Return each line of the data below verbatim; pictures are to be left out.

▶ _Data section_:
* * * * * * * * *

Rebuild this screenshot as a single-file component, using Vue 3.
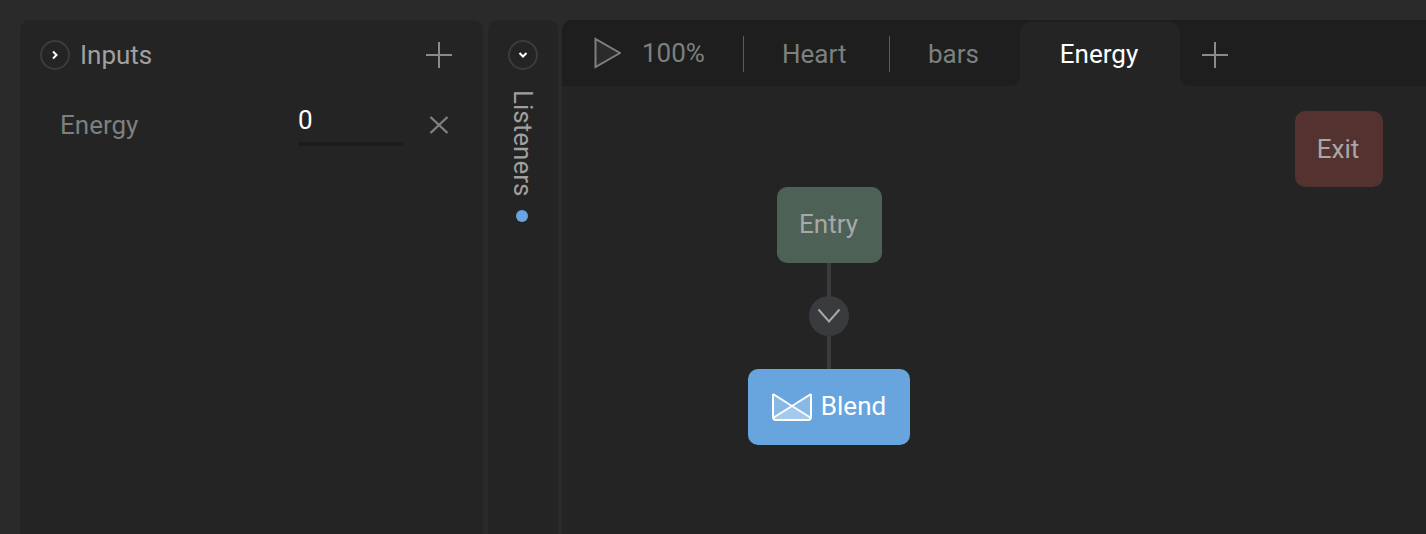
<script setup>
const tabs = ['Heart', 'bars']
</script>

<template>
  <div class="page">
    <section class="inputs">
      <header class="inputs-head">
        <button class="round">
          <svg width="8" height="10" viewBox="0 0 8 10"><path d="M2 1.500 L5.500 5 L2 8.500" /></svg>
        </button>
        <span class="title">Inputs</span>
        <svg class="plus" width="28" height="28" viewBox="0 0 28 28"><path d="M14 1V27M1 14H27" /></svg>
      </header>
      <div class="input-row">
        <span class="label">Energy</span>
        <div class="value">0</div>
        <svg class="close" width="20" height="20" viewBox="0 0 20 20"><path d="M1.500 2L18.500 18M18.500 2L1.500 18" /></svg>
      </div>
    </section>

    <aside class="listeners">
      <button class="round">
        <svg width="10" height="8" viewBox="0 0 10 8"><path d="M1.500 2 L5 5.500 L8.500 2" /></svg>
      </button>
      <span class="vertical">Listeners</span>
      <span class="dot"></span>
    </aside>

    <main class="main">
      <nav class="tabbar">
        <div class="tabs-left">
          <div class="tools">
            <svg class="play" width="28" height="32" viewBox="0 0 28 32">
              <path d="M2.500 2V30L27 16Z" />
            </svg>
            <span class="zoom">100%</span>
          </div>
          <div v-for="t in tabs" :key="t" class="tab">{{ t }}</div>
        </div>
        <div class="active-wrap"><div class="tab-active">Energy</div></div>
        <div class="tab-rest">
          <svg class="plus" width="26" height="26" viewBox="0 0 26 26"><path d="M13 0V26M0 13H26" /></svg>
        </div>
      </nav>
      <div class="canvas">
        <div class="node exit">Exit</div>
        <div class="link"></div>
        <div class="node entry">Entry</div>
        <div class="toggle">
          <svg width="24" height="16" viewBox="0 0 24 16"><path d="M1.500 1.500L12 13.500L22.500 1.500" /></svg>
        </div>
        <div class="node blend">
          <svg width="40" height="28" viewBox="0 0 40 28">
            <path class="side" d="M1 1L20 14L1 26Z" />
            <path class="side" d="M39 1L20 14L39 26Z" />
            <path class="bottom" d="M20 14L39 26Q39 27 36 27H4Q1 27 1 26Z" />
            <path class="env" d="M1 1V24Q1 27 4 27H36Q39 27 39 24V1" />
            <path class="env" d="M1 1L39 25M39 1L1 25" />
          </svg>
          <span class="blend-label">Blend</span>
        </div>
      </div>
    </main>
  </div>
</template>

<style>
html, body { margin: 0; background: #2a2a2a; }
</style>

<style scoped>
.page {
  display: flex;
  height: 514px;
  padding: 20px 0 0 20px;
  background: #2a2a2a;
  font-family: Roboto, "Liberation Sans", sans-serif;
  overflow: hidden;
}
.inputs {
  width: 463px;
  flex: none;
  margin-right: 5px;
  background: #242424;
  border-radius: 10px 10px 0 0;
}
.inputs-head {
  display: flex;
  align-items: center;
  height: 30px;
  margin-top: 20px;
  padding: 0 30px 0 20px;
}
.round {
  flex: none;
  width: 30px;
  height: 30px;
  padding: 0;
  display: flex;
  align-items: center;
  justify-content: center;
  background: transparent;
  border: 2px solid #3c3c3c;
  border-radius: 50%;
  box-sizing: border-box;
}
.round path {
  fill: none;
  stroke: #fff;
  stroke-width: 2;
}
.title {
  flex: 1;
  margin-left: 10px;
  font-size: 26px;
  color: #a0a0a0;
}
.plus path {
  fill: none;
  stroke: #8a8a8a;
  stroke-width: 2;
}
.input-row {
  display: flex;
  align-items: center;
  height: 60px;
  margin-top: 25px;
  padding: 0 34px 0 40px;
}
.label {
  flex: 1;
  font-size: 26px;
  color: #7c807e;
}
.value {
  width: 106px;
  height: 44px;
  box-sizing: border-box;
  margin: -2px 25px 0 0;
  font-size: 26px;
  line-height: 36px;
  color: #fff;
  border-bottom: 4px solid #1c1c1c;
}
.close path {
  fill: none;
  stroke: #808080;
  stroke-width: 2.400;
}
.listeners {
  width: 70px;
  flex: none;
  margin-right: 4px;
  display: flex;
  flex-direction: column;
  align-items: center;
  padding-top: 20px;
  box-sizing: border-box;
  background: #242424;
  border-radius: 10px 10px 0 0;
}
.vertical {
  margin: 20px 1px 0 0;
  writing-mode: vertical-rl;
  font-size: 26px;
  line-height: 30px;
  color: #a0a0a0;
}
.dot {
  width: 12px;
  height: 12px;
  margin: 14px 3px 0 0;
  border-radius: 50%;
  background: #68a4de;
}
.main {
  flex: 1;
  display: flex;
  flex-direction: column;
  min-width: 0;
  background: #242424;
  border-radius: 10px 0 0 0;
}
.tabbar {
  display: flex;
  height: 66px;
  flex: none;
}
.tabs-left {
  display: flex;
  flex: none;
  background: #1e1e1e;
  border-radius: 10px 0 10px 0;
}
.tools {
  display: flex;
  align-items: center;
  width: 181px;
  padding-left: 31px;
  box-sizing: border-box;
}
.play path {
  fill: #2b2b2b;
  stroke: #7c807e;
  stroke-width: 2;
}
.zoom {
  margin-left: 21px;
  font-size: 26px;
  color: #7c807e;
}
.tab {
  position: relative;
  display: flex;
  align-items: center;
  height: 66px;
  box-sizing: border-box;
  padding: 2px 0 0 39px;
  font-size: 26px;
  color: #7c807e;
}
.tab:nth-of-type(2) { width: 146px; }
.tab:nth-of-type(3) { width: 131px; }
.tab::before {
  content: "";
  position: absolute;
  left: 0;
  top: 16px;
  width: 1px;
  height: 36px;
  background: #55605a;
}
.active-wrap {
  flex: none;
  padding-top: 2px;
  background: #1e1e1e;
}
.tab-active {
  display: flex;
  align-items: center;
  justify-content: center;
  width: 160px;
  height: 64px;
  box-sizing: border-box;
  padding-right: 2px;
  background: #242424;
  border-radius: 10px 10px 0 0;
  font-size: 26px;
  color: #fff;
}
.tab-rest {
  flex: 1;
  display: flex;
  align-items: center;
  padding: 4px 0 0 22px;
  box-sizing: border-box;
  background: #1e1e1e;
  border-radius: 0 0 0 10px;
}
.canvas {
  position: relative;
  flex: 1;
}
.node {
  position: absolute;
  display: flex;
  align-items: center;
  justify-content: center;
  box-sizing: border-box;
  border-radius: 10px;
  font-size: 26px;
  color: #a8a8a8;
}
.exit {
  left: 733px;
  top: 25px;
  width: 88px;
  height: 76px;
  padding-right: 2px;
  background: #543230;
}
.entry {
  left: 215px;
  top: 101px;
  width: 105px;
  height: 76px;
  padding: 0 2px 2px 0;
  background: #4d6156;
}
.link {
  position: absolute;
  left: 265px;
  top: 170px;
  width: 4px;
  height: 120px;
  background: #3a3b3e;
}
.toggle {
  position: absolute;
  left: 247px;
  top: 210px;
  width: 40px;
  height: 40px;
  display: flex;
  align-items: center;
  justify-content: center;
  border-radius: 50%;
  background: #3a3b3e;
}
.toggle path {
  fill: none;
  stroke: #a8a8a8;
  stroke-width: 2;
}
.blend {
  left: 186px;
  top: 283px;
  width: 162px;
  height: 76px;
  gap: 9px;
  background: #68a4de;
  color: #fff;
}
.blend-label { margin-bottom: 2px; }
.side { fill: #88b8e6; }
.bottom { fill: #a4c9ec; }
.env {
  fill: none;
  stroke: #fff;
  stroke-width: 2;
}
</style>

* * * * * * * * *

▶ _Final result_:
Rebuild this screenshot as a single-file component, using Vue 3.
<script setup>
const tabs = ['Heart', 'bars']
</script>

<template>
  <div class="page">
    <section class="inputs">
      <header class="inputs-head">
        <button class="round">
          <svg width="8" height="10" viewBox="0 0 8 10"><path d="M2 1.500 L5.500 5 L2 8.500" /></svg>
        </button>
        <span class="title">Inputs</span>
        <svg class="plus" width="28" height="28" viewBox="0 0 28 28"><path d="M14 1V27M1 14H27" /></svg>
      </header>
      <div class="input-row">
        <span class="label">Energy</span>
        <div class="value">0</div>
        <svg class="close" width="20" height="20" viewBox="0 0 20 20"><path d="M1.500 2L18.500 18M18.500 2L1.500 18" /></svg>
      </div>
    </section>

    <aside class="listeners">
      <button class="round">
        <svg width="10" height="8" viewBox="0 0 10 8"><path d="M1.500 2 L5 5.500 L8.500 2" /></svg>
      </button>
      <span class="vertical">Listeners</span>
      <span class="dot"></span>
    </aside>

    <main class="main">
      <nav class="tabbar">
        <div class="tabs-left">
          <div class="tools">
            <svg class="play" width="28" height="32" viewBox="0 0 28 32">
              <path d="M2.500 2V30L27 16Z" />
            </svg>
            <span class="zoom">100%</span>
          </div>
          <div v-for="t in tabs" :key="t" class="tab">{{ t }}</div>
        </div>
        <div class="active-wrap"><div class="tab-active">Energy</div></div>
        <div class="tab-rest">
          <svg class="plus" width="26" height="26" viewBox="0 0 26 26"><path d="M13 0V26M0 13H26" /></svg>
        </div>
      </nav>
      <div class="canvas">
        <div class="node exit">Exit</div>
        <div class="link"></div>
        <div class="node entry">Entry</div>
        <div class="toggle">
          <svg width="24" height="16" viewBox="0 0 24 16"><path d="M1.500 1.500L12 13.500L22.500 1.500" /></svg>
        </div>
        <div class="node blend">
          <svg width="40" height="28" viewBox="0 0 40 28">
            <path class="side" d="M1 1L20 14L1 26Z" />
            <path class="side" d="M39 1L20 14L39 26Z" />
            <path class="bottom" d="M20 14L39 26Q39 27 36 27H4Q1 27 1 26Z" />
            <path class="env" d="M1 1V24Q1 27 4 27H36Q39 27 39 24V1" />
            <path class="env" d="M1 1L39 25M39 1L1 25" />
          </svg>
          <span class="blend-label">Blend</span>
        </div>
      </div>
    </main>
  </div>
</template>

<style>
html, body { margin: 0; background: #2a2a2a; }
</style>

<style scoped>
.page {
  display: flex;
  height: 514px;
  padding: 20px 0 0 20px;
  background: #2a2a2a;
  font-family: Roboto, "Liberation Sans", sans-serif;
  overflow: hidden;
}
.inputs {
  width: 463px;
  flex: none;
  margin-right: 5px;
  background: #242424;
  border-radius: 10px 10px 0 0;
}
.inputs-head {
  display: flex;
  align-items: center;
  height: 30px;
  margin-top: 20px;
  padding: 0 30px 0 20px;
}
.round {
  flex: none;
  width: 30px;
  height: 30px;
  padding: 0;
  display: flex;
  align-items: center;
  justify-content: center;
  background: transparent;
  border: 2px solid #3c3c3c;
  border-radius: 50%;
  box-sizing: border-box;
}
.round path {
  fill: none;
  stroke: #fff;
  stroke-width: 2;
}
.title {
  flex: 1;
  margin-left: 10px;
  font-size: 26px;
  color: #a0a0a0;
}
.plus path {
  fill: none;
  stroke: #8a8a8a;
  stroke-width: 2;
}
.input-row {
  display: flex;
  align-items: center;
  height: 60px;
  margin-top: 25px;
  padding: 0 34px 0 40px;
}
.label {
  flex: 1;
  font-size: 26px;
  color: #7c807e;
}
.value {
  width: 106px;
  height: 44px;
  box-sizing: border-box;
  margin: -2px 25px 0 0;
  font-size: 26px;
  line-height: 36px;
  color: #fff;
  border-bottom: 4px solid #1c1c1c;
}
.close path {
  fill: none;
  stroke: #808080;
  stroke-width: 2.400;
}
.listeners {
  width: 70px;
  flex: none;
  margin-right: 4px;
  display: flex;
  flex-direction: column;
  align-items: center;
  padding-top: 20px;
  box-sizing: border-box;
  background: #242424;
  border-radius: 10px 10px 0 0;
}
.vertical {
  margin: 20px 1px 0 0;
  writing-mode: vertical-rl;
  font-size: 26px;
  line-height: 30px;
  color: #a0a0a0;
}
.dot {
  width: 12px;
  height: 12px;
  margin: 14px 3px 0 0;
  border-radius: 50%;
  background: #68a4de;
}
.main {
  flex: 1;
  display: flex;
  flex-direction: column;
  min-width: 0;
  background: #242424;
  border-radius: 10px 0 0 0;
}
.tabbar {
  display: flex;
  height: 66px;
  flex: none;
}
.tabs-left {
  display: flex;
  flex: none;
  background: #1e1e1e;
  border-radius: 10px 0 10px 0;
}
.tools {
  display: flex;
  align-items: center;
  width: 181px;
  padding-left: 31px;
  box-sizing: border-box;
}
.play path {
  fill: #2b2b2b;
  stroke: #7c807e;
  stroke-width: 2;
}
.zoom {
  margin-left: 21px;
  font-size: 26px;
  color: #7c807e;
}
.tab {
  position: relative;
  display: flex;
  align-items: center;
  height: 66px;
  box-sizing: border-box;
  padding: 2px 0 0 39px;
  font-size: 26px;
  color: #7c807e;
}
.tab:nth-of-type(2) { width: 146px; }
.tab:nth-of-type(3) { width: 131px; }
.tab::before {
  content: "";
  position: absolute;
  left: 0;
  top: 16px;
  width: 1px;
  height: 36px;
  background: #55605a;
}
.active-wrap {
  flex: none;
  padding-top: 2px;
  background: #1e1e1e;
}
.tab-active {
  display: flex;
  align-items: center;
  justify-content: center;
  width: 160px;
  height: 64px;
  box-sizing: border-box;
  padding-right: 2px;
  background: #242424;
  border-radius: 10px 10px 0 0;
  font-size: 26px;
  color: #fff;
}
.tab-rest {
  flex: 1;
  display: flex;
  align-items: center;
  padding: 4px 0 0 22px;
  box-sizing: border-box;
  background: #1e1e1e;
  border-radius: 0 0 0 10px;
}
.canvas {
  position: relative;
  flex: 1;
}
.node {
  position: absolute;
  display: flex;
  align-items: center;
  justify-content: center;
  box-sizing: border-box;
  border-radius: 10px;
  font-size: 26px;
  color: #a8a8a8;
}
.exit {
  left: 733px;
  top: 25px;
  width: 88px;
  height: 76px;
  padding-right: 2px;
  background: #543230;
}
.entry {
  left: 215px;
  top: 101px;
  width: 105px;
  height: 76px;
  padding: 0 2px 2px 0;
  background: #4d6156;
}
.link {
  position: absolute;
  left: 265px;
  top: 170px;
  width: 4px;
  height: 120px;
  background: #3a3b3e;
}
.toggle {
  position: absolute;
  left: 247px;
  top: 210px;
  width: 40px;
  height: 40px;
  display: flex;
  align-items: center;
  justify-content: center;
  border-radius: 50%;
  background: #3a3b3e;
}
.toggle path {
  fill: none;
  stroke: #a8a8a8;
  stroke-width: 2;
}
.blend {
  left: 186px;
  top: 283px;
  width: 162px;
  height: 76px;
  gap: 9px;
  background: #68a4de;
  color: #fff;
}
.blend-label { margin-bottom: 2px; }
.side { fill: #88b8e6; }
.bottom { fill: #a4c9ec; }
.env {
  fill: none;
  stroke: #fff;
  stroke-width: 2;
}
</style>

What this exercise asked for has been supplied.